TO BE DONE
Below is some material; set it all down exactly, apart from the pictures.

MATERIAL PROVIDED
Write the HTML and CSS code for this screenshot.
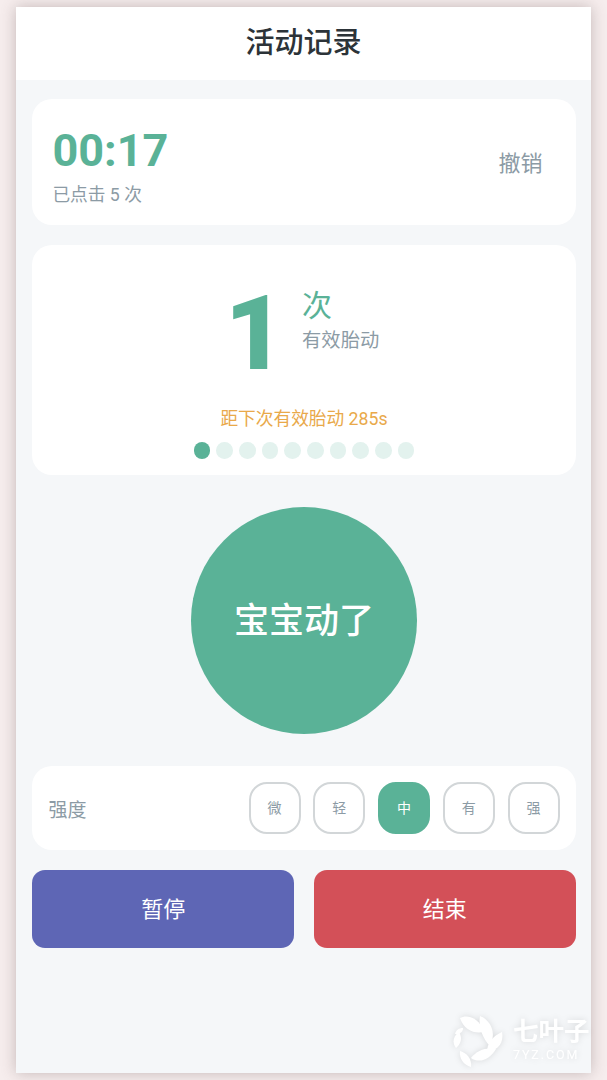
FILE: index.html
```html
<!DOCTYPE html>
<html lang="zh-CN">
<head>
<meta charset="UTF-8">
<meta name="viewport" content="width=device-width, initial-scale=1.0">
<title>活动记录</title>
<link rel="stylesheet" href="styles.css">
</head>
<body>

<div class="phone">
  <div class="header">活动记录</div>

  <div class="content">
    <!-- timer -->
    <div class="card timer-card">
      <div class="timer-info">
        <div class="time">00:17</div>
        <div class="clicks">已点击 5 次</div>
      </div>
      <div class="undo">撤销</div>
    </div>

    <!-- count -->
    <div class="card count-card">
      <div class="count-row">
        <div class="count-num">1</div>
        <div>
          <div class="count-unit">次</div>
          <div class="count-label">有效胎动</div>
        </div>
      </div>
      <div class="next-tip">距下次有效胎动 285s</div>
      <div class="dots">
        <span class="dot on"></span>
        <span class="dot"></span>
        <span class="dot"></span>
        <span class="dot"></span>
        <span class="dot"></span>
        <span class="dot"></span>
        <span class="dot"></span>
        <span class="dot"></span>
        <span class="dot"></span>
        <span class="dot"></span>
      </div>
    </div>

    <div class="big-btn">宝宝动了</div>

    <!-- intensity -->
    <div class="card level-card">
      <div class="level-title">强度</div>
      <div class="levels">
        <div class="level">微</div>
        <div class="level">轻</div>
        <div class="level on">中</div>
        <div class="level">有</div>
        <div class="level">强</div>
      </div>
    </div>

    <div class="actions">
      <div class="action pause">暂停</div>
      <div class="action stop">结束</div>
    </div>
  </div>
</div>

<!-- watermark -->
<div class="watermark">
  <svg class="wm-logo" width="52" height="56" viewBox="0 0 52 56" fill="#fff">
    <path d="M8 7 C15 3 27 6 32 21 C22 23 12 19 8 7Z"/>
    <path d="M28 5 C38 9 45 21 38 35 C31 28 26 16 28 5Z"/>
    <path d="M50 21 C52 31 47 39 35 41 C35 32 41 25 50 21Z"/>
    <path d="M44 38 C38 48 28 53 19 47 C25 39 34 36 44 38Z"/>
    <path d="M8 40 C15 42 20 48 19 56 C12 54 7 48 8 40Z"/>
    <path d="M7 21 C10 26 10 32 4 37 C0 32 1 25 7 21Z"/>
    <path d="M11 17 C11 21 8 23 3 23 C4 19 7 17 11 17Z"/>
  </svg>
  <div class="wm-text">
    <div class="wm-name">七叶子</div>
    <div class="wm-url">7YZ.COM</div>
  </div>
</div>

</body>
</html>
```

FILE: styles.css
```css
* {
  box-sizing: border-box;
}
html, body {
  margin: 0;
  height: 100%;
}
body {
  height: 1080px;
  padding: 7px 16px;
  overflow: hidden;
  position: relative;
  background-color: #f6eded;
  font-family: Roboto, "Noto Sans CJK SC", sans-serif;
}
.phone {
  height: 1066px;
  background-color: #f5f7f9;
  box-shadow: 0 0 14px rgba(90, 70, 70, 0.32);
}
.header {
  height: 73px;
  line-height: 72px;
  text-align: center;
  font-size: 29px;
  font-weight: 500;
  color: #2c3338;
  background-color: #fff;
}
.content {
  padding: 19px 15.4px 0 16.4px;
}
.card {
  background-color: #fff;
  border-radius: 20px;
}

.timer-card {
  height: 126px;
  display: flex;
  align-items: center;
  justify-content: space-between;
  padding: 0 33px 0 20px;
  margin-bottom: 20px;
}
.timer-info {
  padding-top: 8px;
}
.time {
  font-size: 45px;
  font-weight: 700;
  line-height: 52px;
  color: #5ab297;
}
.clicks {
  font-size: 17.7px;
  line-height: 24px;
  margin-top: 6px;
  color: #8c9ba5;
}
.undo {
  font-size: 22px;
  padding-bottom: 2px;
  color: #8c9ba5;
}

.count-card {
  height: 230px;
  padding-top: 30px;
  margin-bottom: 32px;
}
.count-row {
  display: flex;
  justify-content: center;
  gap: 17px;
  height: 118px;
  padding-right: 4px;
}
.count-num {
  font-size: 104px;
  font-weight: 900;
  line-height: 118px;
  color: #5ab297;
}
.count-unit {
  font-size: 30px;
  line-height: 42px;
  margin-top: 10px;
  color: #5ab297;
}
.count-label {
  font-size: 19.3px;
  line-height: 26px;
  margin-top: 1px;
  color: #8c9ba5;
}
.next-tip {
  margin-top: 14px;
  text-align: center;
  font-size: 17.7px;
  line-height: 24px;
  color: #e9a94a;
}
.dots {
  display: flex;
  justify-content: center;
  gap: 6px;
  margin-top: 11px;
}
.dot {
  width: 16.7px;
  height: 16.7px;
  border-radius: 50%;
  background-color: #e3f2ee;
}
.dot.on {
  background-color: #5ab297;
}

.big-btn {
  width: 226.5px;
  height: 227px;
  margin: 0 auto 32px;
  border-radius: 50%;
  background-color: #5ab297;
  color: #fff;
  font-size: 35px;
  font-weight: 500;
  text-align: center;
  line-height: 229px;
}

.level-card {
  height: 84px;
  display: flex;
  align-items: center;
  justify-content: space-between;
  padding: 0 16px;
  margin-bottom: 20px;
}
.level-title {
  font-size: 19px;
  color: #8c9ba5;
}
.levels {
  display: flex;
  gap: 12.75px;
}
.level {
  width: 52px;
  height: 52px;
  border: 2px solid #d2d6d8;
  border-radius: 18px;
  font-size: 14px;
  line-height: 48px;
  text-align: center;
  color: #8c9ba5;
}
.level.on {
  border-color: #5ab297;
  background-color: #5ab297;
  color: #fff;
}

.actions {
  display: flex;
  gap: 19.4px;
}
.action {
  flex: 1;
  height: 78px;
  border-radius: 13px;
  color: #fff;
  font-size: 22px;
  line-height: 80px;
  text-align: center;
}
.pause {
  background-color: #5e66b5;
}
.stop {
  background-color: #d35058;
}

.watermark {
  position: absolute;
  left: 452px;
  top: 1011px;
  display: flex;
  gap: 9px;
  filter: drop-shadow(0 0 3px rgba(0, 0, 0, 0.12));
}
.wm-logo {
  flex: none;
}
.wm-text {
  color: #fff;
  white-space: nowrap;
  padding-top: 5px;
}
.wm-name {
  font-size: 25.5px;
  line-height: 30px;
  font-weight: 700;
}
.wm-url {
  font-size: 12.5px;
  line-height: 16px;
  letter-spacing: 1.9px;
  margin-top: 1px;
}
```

REPLY
Write the HTML and CSS code for this screenshot.
FILE: index.html
```html
<!DOCTYPE html>
<html lang="zh-CN">
<head>
<meta charset="UTF-8">
<meta name="viewport" content="width=device-width, initial-scale=1.0">
<title>活动记录</title>
<link rel="stylesheet" href="styles.css">
</head>
<body>

<div class="phone">
  <div class="header">活动记录</div>

  <div class="content">
    <!-- timer -->
    <div class="card timer-card">
      <div class="timer-info">
        <div class="time">00:17</div>
        <div class="clicks">已点击 5 次</div>
      </div>
      <div class="undo">撤销</div>
    </div>

    <!-- count -->
    <div class="card count-card">
      <div class="count-row">
        <div class="count-num">1</div>
        <div>
          <div class="count-unit">次</div>
          <div class="count-label">有效胎动</div>
        </div>
      </div>
      <div class="next-tip">距下次有效胎动 285s</div>
      <div class="dots">
        <span class="dot on"></span>
        <span class="dot"></span>
        <span class="dot"></span>
        <span class="dot"></span>
        <span class="dot"></span>
        <span class="dot"></span>
        <span class="dot"></span>
        <span class="dot"></span>
        <span class="dot"></span>
        <span class="dot"></span>
      </div>
    </div>

    <div class="big-btn">宝宝动了</div>

    <!-- intensity -->
    <div class="card level-card">
      <div class="level-title">强度</div>
      <div class="levels">
        <div class="level">微</div>
        <div class="level">轻</div>
        <div class="level on">中</div>
        <div class="level">有</div>
        <div class="level">强</div>
      </div>
    </div>

    <div class="actions">
      <div class="action pause">暂停</div>
      <div class="action stop">结束</div>
    </div>
  </div>
</div>

<!-- watermark -->
<div class="watermark">
  <svg class="wm-logo" width="52" height="56" viewBox="0 0 52 56" fill="#fff">
    <path d="M8 7 C15 3 27 6 32 21 C22 23 12 19 8 7Z"/>
    <path d="M28 5 C38 9 45 21 38 35 C31 28 26 16 28 5Z"/>
    <path d="M50 21 C52 31 47 39 35 41 C35 32 41 25 50 21Z"/>
    <path d="M44 38 C38 48 28 53 19 47 C25 39 34 36 44 38Z"/>
    <path d="M8 40 C15 42 20 48 19 56 C12 54 7 48 8 40Z"/>
    <path d="M7 21 C10 26 10 32 4 37 C0 32 1 25 7 21Z"/>
    <path d="M11 17 C11 21 8 23 3 23 C4 19 7 17 11 17Z"/>
  </svg>
  <div class="wm-text">
    <div class="wm-name">七叶子</div>
    <div class="wm-url">7YZ.COM</div>
  </div>
</div>

</body>
</html>
```

FILE: styles.css
```css
* {
  box-sizing: border-box;
}
html, body {
  margin: 0;
  height: 100%;
}
body {
  height: 1080px;
  padding: 7px 16px;
  overflow: hidden;
  position: relative;
  background-color: #f6eded;
  font-family: Roboto, "Noto Sans CJK SC", sans-serif;
}
.phone {
  height: 1066px;
  background-color: #f5f7f9;
  box-shadow: 0 0 14px rgba(90, 70, 70, 0.32);
}
.header {
  height: 73px;
  line-height: 72px;
  text-align: center;
  font-size: 29px;
  font-weight: 500;
  color: #2c3338;
  background-color: #fff;
}
.content {
  padding: 19px 15.4px 0 16.4px;
}
.card {
  background-color: #fff;
  border-radius: 20px;
}

.timer-card {
  height: 126px;
  display: flex;
  align-items: center;
  justify-content: space-between;
  padding: 0 33px 0 20px;
  margin-bottom: 20px;
}
.timer-info {
  padding-top: 8px;
}
.time {
  font-size: 45px;
  font-weight: 700;
  line-height: 52px;
  color: #5ab297;
}
.clicks {
  font-size: 17.7px;
  line-height: 24px;
  margin-top: 6px;
  color: #8c9ba5;
}
.undo {
  font-size: 22px;
  padding-bottom: 2px;
  color: #8c9ba5;
}

.count-card {
  height: 230px;
  padding-top: 30px;
  margin-bottom: 32px;
}
.count-row {
  display: flex;
  justify-content: center;
  gap: 17px;
  height: 118px;
  padding-right: 4px;
}
.count-num {
  font-size: 104px;
  font-weight: 900;
  line-height: 118px;
  color: #5ab297;
}
.count-unit {
  font-size: 30px;
  line-height: 42px;
  margin-top: 10px;
  color: #5ab297;
}
.count-label {
  font-size: 19.3px;
  line-height: 26px;
  margin-top: 1px;
  color: #8c9ba5;
}
.next-tip {
  margin-top: 14px;
  text-align: center;
  font-size: 17.7px;
  line-height: 24px;
  color: #e9a94a;
}
.dots {
  display: flex;
  justify-content: center;
  gap: 6px;
  margin-top: 11px;
}
.dot {
  width: 16.7px;
  height: 16.7px;
  border-radius: 50%;
  background-color: #e3f2ee;
}
.dot.on {
  background-color: #5ab297;
}

.big-btn {
  width: 226.5px;
  height: 227px;
  margin: 0 auto 32px;
  border-radius: 50%;
  background-color: #5ab297;
  color: #fff;
  font-size: 35px;
  font-weight: 500;
  text-align: center;
  line-height: 229px;
}

.level-card {
  height: 84px;
  display: flex;
  align-items: center;
  justify-content: space-between;
  padding: 0 16px;
  margin-bottom: 20px;
}
.level-title {
  font-size: 19px;
  color: #8c9ba5;
}
.levels {
  display: flex;
  gap: 12.75px;
}
.level {
  width: 52px;
  height: 52px;
  border: 2px solid #d2d6d8;
  border-radius: 18px;
  font-size: 14px;
  line-height: 48px;
  text-align: center;
  color: #8c9ba5;
}
.level.on {
  border-color: #5ab297;
  background-color: #5ab297;
  color: #fff;
}

.actions {
  display: flex;
  gap: 19.4px;
}
.action {
  flex: 1;
  height: 78px;
  border-radius: 13px;
  color: #fff;
  font-size: 22px;
  line-height: 80px;
  text-align: center;
}
.pause {
  background-color: #5e66b5;
}
.stop {
  background-color: #d35058;
}

.watermark {
  position: absolute;
  left: 452px;
  top: 1011px;
  display: flex;
  gap: 9px;
  filter: drop-shadow(0 0 3px rgba(0, 0, 0, 0.12));
}
.wm-logo {
  flex: none;
}
.wm-text {
  color: #fff;
  white-space: nowrap;
  padding-top: 5px;
}
.wm-name {
  font-size: 25.5px;
  line-height: 30px;
  font-weight: 700;
}
.wm-url {
  font-size: 12.5px;
  line-height: 16px;
  letter-spacing: 1.9px;
  margin-top: 1px;
}
```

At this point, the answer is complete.